Marcia Hilsabeck, an English teacher at Round
Rock High School in Texas, chuckles when recalling how one
of her students printed a research paper off the Internet,
created a title page, and turned in the assignment. He was
unaware the web address (URL) of the site he plagiarized was
printed in the top corner of every page he downloaded. Hilsabeck
nabbed him.
ETHICS STUDENTS CAUGHT CHEATING
25 San Diego State Students Caught Using Quiz Answers; All
Given 'F' In Biz Ethics Class
SAN DIEGO, Calif., Posted 12:29 p.m. April 30, 1999 -- Twenty-five
San Diego State University business students got an "F"
for cheating. The class? Ethics. About a third of those enrolled
in a business ethics course were caught using answers to a
quiz last month. All were given failing grades for the course
and most were placed on probation. The scandal was reported
this week in the student newspaper, The Daily Aztec, and in
today's San Diego Union-Tribune.
"What did I learn? Obviously not to cheat. It's not worth
it," one student told the Union-Tribune. Lecturer Brian
D. Cornforth said he set a trap to catch cheaters after receiving
a tip that students were using answers they culled from tests
given to an earlier session of the class. "A line must
be drawn in the sand," he said. "This is just too
egregious, it's too heinous a cheating scandal."

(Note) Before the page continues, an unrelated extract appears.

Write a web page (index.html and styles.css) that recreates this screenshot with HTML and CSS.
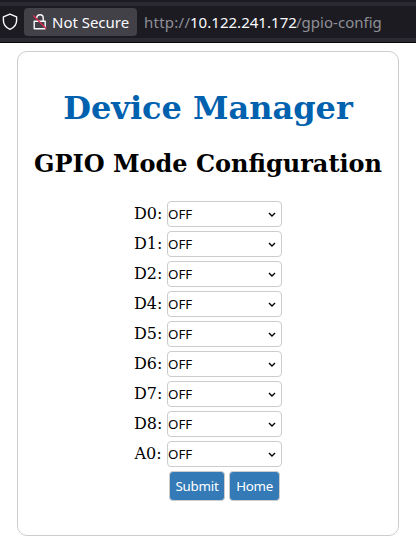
FILE: index.html
```html
<!DOCTYPE html>
<html lang="en">
<head>
<meta charset="utf-8">
<title>Device Manager</title>
<link rel="stylesheet" href="styles.css">
</head>
<body>
<header class="toolbar">
  <div class="address">
    <svg class="shield" width="18" height="18" viewBox="0 0 18 18"><path d="M9 1.2L15.6 3.8V7.5C15.6 11.5 13 14.6 9 16.4C5 14.6 2.4 11.5 2.4 7.5V3.8Z"/></svg>
    <div class="security">
      <svg class="lock" width="16" height="18" viewBox="0 0 16 18"><path d="M2.2 8.2H13.2V15.8H2.2ZM4.7 5.2C5 0.6 11.2 0.6 11.2 5.2V8"/><path class="slash" d="M1.3 2.5L14.3 15.7"/></svg>
      <span class="status">Not Secure</span>
    </div>
    <div class="url"><span class="scheme">http://</span><span class="host">10.122.241.172</span><span class="path">/gpio-config</span></div>
  </div>
</header>
<main class="card">
  <h1>Device Manager</h1>
  <h2>GPIO Mode Configuration</h2>
  <form>
    <div class="row"><label for="d0">D0:</label><div class="field"><select id="d0"><option>OFF</option></select><svg width="8" height="6"><path d="M1 1L4 4L7 1"/></svg></div></div>
    <div class="row"><label for="d1">D1:</label><div class="field"><select id="d1"><option>OFF</option></select><svg width="8" height="6"><path d="M1 1L4 4L7 1"/></svg></div></div>
    <div class="row"><label for="d2">D2:</label><div class="field"><select id="d2"><option>OFF</option></select><svg width="8" height="6"><path d="M1 1L4 4L7 1"/></svg></div></div>
    <div class="row"><label for="d4">D4:</label><div class="field"><select id="d4"><option>OFF</option></select><svg width="8" height="6"><path d="M1 1L4 4L7 1"/></svg></div></div>
    <div class="row"><label for="d5">D5:</label><div class="field"><select id="d5"><option>OFF</option></select><svg width="8" height="6"><path d="M1 1L4 4L7 1"/></svg></div></div>
    <div class="row"><label for="d6">D6:</label><div class="field"><select id="d6"><option>OFF</option></select><svg width="8" height="6"><path d="M1 1L4 4L7 1"/></svg></div></div>
    <div class="row"><label for="d7">D7:</label><div class="field"><select id="d7"><option>OFF</option></select><svg width="8" height="6"><path d="M1 1L4 4L7 1"/></svg></div></div>
    <div class="row"><label for="d8">D8:</label><div class="field"><select id="d8"><option>OFF</option></select><svg width="8" height="6"><path d="M1 1L4 4L7 1"/></svg></div></div>
    <div class="row"><label for="a0">A0:</label><div class="field"><select id="a0"><option>OFF</option></select><svg width="8" height="6"><path d="M1 1L4 4L7 1"/></svg></div></div>
    <div class="actions"><button class="submit" type="button">Submit</button><button class="home" type="button">Home</button></div>
  </form>
</main>
</body>
</html>
```
FILE: styles.css
```css
* { box-sizing: border-box; }
body {
  margin: 0;
  background: #fff;
  color: #000;
  font-family: "DejaVu Serif", serif;
  font-size: 16px;
  overflow: hidden;
}
.toolbar {
  height: 43px;
  padding: 6px 0 4px;
  background: #2b2a33;
  border-bottom: 1px solid #08080c;
  box-shadow: inset 0 2px #1c1b22;
}
.address {
  display: flex;
  align-items: center;
  height: 32px;
  padding-left: 1px;
  background: #1c1b22;
  font-family: "Noto Sans", sans-serif;
  font-size: 15px;
  color: #fbfbfe;
  white-space: nowrap;
}
svg { fill: none; }
.shield { stroke: #fbfbfe; stroke-width: 1.4; stroke-linejoin: round; }
.security {
  display: flex;
  align-items: center;
  width: 113px;
  height: 28px;
  margin-left: 5px;
  padding-left: 8px;
  border-radius: 4px;
  background: #424147;
}
.lock { stroke: #fbfbfe; stroke-width: 1.4; stroke-linejoin: round; }
.lock .slash { stroke: #e22850; stroke-width: 1.3; }
.status { margin-left: 4px; letter-spacing: -0.02px; }
.url { display: flex; margin-left: 7px; }
.scheme, .path { color: #8f8f96; }
.scheme { width: 46px; letter-spacing: 0.25px; }
.host { width: 106px; letter-spacing: 0.03px; }
.path { letter-spacing: 0.02px; }
.card {
  width: 382px;
  height: 485px;
  margin: 8px 0 0 17px;
  border: 1px solid #ccc;
  border-radius: 10px;
  text-align: center;
}
h1 {
  margin: 37px 0 0;
  color: #0061af;
  font-size: 32px;
  line-height: 38px;
  white-space: nowrap;
}
h2 {
  margin: 23px 0 0;
  font-size: 24px;
  line-height: 28px;
  white-space: nowrap;
}
form { margin-top: 23px; }
.row {
  display: flex;
  justify-content: center;
  align-items: center;
  gap: 5px;
  height: 26px;
  margin-bottom: 4px;
}
label { width: 28px; line-height: 22px; text-align: center; white-space: nowrap; }
.field { position: relative; width: 115px; height: 26px; }
select {
  appearance: none;
  display: block;
  width: 100%;
  height: 100%;
  padding: 0;
  border: 1px solid #ccc;
  border-radius: 4px;
  background: #fff;
  color: #000;
  font: 13.333px "Noto Sans", sans-serif;
}
.field svg {
  position: absolute;
  right: 6px;
  top: 11px;
  stroke: #000;
  stroke-width: 1.4;
}
.actions { display: flex; gap: 4px; margin-left: 151px; }
button {
  height: 30px;
  padding: 0;
  border: 1px solid #ccc;
  border-radius: 4px;
  background: #337ab7;
  color: #fff;
  font: 13.333px "Noto Sans", sans-serif;
}
.submit { width: 56px; letter-spacing: -0.25px; }
.home { width: 51px; letter-spacing: -0.3px; }
```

Julie Logan, the university's judicial procedures officer,
said the case was unusual because of the number of students
involved. "Most of my cheating cases are just one person
making the decision to cheat on their own," Logan said.
COLD-BLOODED CHEATING
There is nothing funny about drug abuse. And nobody takes
it more seriously than Beth Lindamood. Really she does. Even
if she makes you laugh at the same time. She has compiled
a Letterman-esque list of the Top 10 Dumbest Ways Employees
Try to Disguise Drug Abuse. "Everything on the list is
something people have actually tried," she says. Here’s
one from the list: Substituting a "fresh" 40-degree
urine sample. "The lab concluded that either he was submitting
someone else's refrigerated urine or he was a corpse."